[START]

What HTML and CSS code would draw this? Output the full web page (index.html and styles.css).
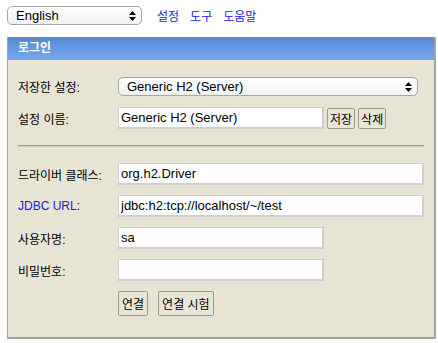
FILE: index.html
```
<!DOCTYPE html>
<html lang="ko">
<head>
  <meta charset="UTF-8">
  <title>H2 Console</title>
  <link rel="stylesheet" href="styles.css">
</head>
<body>

<!-- Top bar -->
<div class="top-bar">
  <div class="select-wrap lang">
    <select class="mac-select">
      <option>English</option>
    </select>
    <svg class="arrows" width="7" height="10" viewBox="0 0 7 10"><path d="M3.5 0L7 4H0z M3.5 10L0 6h7z" fill="#000"/></svg>
  </div>
  <a href="#" class="top-link">설정</a>
  <a href="#" class="top-link">도구</a>
  <a href="#" class="top-link">도움말</a>
</div>

<!-- Login panel -->
<div class="login">
  <div class="login-head">로그인</div>
  <div class="login-body">
    <div class="row">
      <span class="label">저장한 설정:</span>
      <div class="select-wrap saved">
        <select class="mac-select">
          <option>Generic H2 (Server)</option>
        </select>
        <svg class="arrows" width="7" height="10" viewBox="0 0 7 10"><path d="M3.5 0L7 4H0z M3.5 10L0 6h7z" fill="#000"/></svg>
      </div>
    </div>
    <div class="row">
      <span class="label">설정 이름:</span>
      <input class="field short" type="text" value="Generic H2 (Server)">
      <button class="btn tight">저장</button>
      <button class="btn tight">삭제</button>
    </div>

    <div class="divider"><hr></div>

    <div class="row">
      <span class="label">드라이버 클래스:</span>
      <input class="field wide" type="text" value="org.h2.Driver">
    </div>
    <div class="row">
      <span class="label"><a href="#" class="link">JDBC URL</a>:</span>
      <input class="field wide" type="text" value="jdbc:h2:tcp://localhost/~/test">
    </div>
    <div class="row">
      <span class="label">사용자명:</span>
      <input class="field short" type="text" value="sa">
    </div>
    <div class="row">
      <span class="label">비밀번호:</span>
      <input class="field short" type="password" value="">
    </div>
    <div class="row buttons">
      <span class="label"></span>
      <button class="btn">연결</button>
      <button class="btn gap">연결 시험</button>
    </div>
  </div>
</div>

</body>
</html>
```

FILE: styles.css
```
body {
  margin: 0;
  padding: 6px 5px 0 7px;
  background: #fff;
  font-family: "Liberation Sans", Arial, "Noto Sans CJK KR", sans-serif;
  font-size: 13px;
  color: #000;
}

/* Top bar */
.top-bar {
  display: flex;
  align-items: center;
  height: 19px;
}
.top-link {
  color: #1a1ae6;
  text-decoration: none;
  margin-left: 15px;
  font-size: 12px;
}
.top-link + .top-link { margin-left: 11px; }

.select-wrap {
  position: relative;
  display: inline-block;
}
.mac-select {
  appearance: none;
  -webkit-appearance: none;
  font-family: inherit;
  font-size: 13px;
  height: 19px;
  padding: 0 0 0 8px;
  border: 1px solid #a6a6a6;
  border-radius: 5px;
  background: linear-gradient(#ffffff, #f1f1f1);
  color: #000;
}
.lang .mac-select { width: 135px; }
.saved .mac-select { width: 300px; }
.select-wrap .arrows {
  position: absolute;
  right: 6px;
  top: 5px;
}

/* Login panel */
.login {
  margin-top: 12px;
  width: 426px;
  border: 1px solid #a4a395;
  border-top: none;
  border-right-width: 2px;
  border-bottom-width: 2px;
  background: #e7e4d4;
}
.login-head {
  height: 23px;
  line-height: 23px;
  padding-left: 10px;
  color: #fff;
  font-size: 12px;
  font-weight: bold;
  background: linear-gradient(#5788d3, #74a9ec);
}
.login-body {
  padding: 10px 10px 17px 10px;
}

.row {
  display: flex;
  align-items: center;
  height: 32px;
}
.label {
  width: 100px;
  flex: none;
  font-size: 12px;
}
.link {
  color: #1a1ae6;
  text-decoration: none;
}

.field {
  box-sizing: border-box;
  height: 22px;
  border-style: solid;
  border-width: 1px 2px 2px 1px;
  border-color: #cfcfcf;
  background: #fff;
  padding: 0 2px;
  font-family: inherit;
  font-size: 13px;
  color: #000;
}
.short { width: 206px; }
.wide { width: 306px; }

.btn {
  box-sizing: border-box;
  height: 21px;
  margin-left: 3px;
  padding: 0 2px;
  border: 1px solid #9c9b91;
  border-radius: 2px;
  background: #e9e6d7;
  font-family: inherit;
  font-size: 12px;
  color: #000;
}
.buttons { height: 34px; }
.buttons .btn {
  height: 25px;
  margin-left: 0;
  padding: 0 3px;
}
.buttons .gap { margin-left: 10px; }

.divider {
  height: 24px;
  display: flex;
  align-items: center;
}
.divider hr {
  width: 100%;
  margin: 0;
  border: none;
  border-top: 1px solid #9a9a9a;
  border-bottom: 1px solid #d6d3c4;
}
```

[END]

> [Exercise task] Transcribe the full listing character for character. Pictures are excluded.

> [Exercise answer]
What HTML and CSS code would draw this? Output the full web page (index.html and styles.css).
FILE: index.html
```
<!DOCTYPE html>
<html lang="ko">
<head>
  <meta charset="UTF-8">
  <title>H2 Console</title>
  <link rel="stylesheet" href="styles.css">
</head>
<body>

<!-- Top bar -->
<div class="top-bar">
  <div class="select-wrap lang">
    <select class="mac-select">
      <option>English</option>
    </select>
    <svg class="arrows" width="7" height="10" viewBox="0 0 7 10"><path d="M3.5 0L7 4H0z M3.5 10L0 6h7z" fill="#000"/></svg>
  </div>
  <a href="#" class="top-link">설정</a>
  <a href="#" class="top-link">도구</a>
  <a href="#" class="top-link">도움말</a>
</div>

<!-- Login panel -->
<div class="login">
  <div class="login-head">로그인</div>
  <div class="login-body">
    <div class="row">
      <span class="label">저장한 설정:</span>
      <div class="select-wrap saved">
        <select class="mac-select">
          <option>Generic H2 (Server)</option>
        </select>
        <svg class="arrows" width="7" height="10" viewBox="0 0 7 10"><path d="M3.5 0L7 4H0z M3.5 10L0 6h7z" fill="#000"/></svg>
      </div>
    </div>
    <div class="row">
      <span class="label">설정 이름:</span>
      <input class="field short" type="text" value="Generic H2 (Server)">
      <button class="btn tight">저장</button>
      <button class="btn tight">삭제</button>
    </div>

    <div class="divider"><hr></div>

    <div class="row">
      <span class="label">드라이버 클래스:</span>
      <input class="field wide" type="text" value="org.h2.Driver">
    </div>
    <div class="row">
      <span class="label"><a href="#" class="link">JDBC URL</a>:</span>
      <input class="field wide" type="text" value="jdbc:h2:tcp://localhost/~/test">
    </div>
    <div class="row">
      <span class="label">사용자명:</span>
      <input class="field short" type="text" value="sa">
    </div>
    <div class="row">
      <span class="label">비밀번호:</span>
      <input class="field short" type="password" value="">
    </div>
    <div class="row buttons">
      <span class="label"></span>
      <button class="btn">연결</button>
      <button class="btn gap">연결 시험</button>
    </div>
  </div>
</div>

</body>
</html>
```

FILE: styles.css
```
body {
  margin: 0;
  padding: 6px 5px 0 7px;
  background: #fff;
  font-family: "Liberation Sans", Arial, "Noto Sans CJK KR", sans-serif;
  font-size: 13px;
  color: #000;
}

/* Top bar */
.top-bar {
  display: flex;
  align-items: center;
  height: 19px;
}
.top-link {
  color: #1a1ae6;
  text-decoration: none;
  margin-left: 15px;
  font-size: 12px;
}
.top-link + .top-link { margin-left: 11px; }

.select-wrap {
  position: relative;
  display: inline-block;
}
.mac-select {
  appearance: none;
  -webkit-appearance: none;
  font-family: inherit;
  font-size: 13px;
  height: 19px;
  padding: 0 0 0 8px;
  border: 1px solid #a6a6a6;
  border-radius: 5px;
  background: linear-gradient(#ffffff, #f1f1f1);
  color: #000;
}
.lang .mac-select { width: 135px; }
.saved .mac-select { width: 300px; }
.select-wrap .arrows {
  position: absolute;
  right: 6px;
  top: 5px;
}

/* Login panel */
.login {
  margin-top: 12px;
  width: 426px;
  border: 1px solid #a4a395;
  border-top: none;
  border-right-width: 2px;
  border-bottom-width: 2px;
  background: #e7e4d4;
}
.login-head {
  height: 23px;
  line-height: 23px;
  padding-left: 10px;
  color: #fff;
  font-size: 12px;
  font-weight: bold;
  background: linear-gradient(#5788d3, #74a9ec);
}
.login-body {
  padding: 10px 10px 17px 10px;
}

.row {
  display: flex;
  align-items: center;
  height: 32px;
}
.label {
  width: 100px;
  flex: none;
  font-size: 12px;
}
.link {
  color: #1a1ae6;
  text-decoration: none;
}

.field {
  box-sizing: border-box;
  height: 22px;
  border-style: solid;
  border-width: 1px 2px 2px 1px;
  border-color: #cfcfcf;
  background: #fff;
  padding: 0 2px;
  font-family: inherit;
  font-size: 13px;
  color: #000;
}
.short { width: 206px; }
.wide { width: 306px; }

.btn {
  box-sizing: border-box;
  height: 21px;
  margin-left: 3px;
  padding: 0 2px;
  border: 1px solid #9c9b91;
  border-radius: 2px;
  background: #e9e6d7;
  font-family: inherit;
  font-size: 12px;
  color: #000;
}
.buttons { height: 34px; }
.buttons .btn {
  height: 25px;
  margin-left: 0;
  padding: 0 3px;
}
.buttons .gap { margin-left: 10px; }

.divider {
  height: 24px;
  display: flex;
  align-items: center;
}
.divider hr {
  width: 100%;
  margin: 0;
  border: none;
  border-top: 1px solid #9a9a9a;
  border-bottom: 1px solid #d6d3c4;
}
```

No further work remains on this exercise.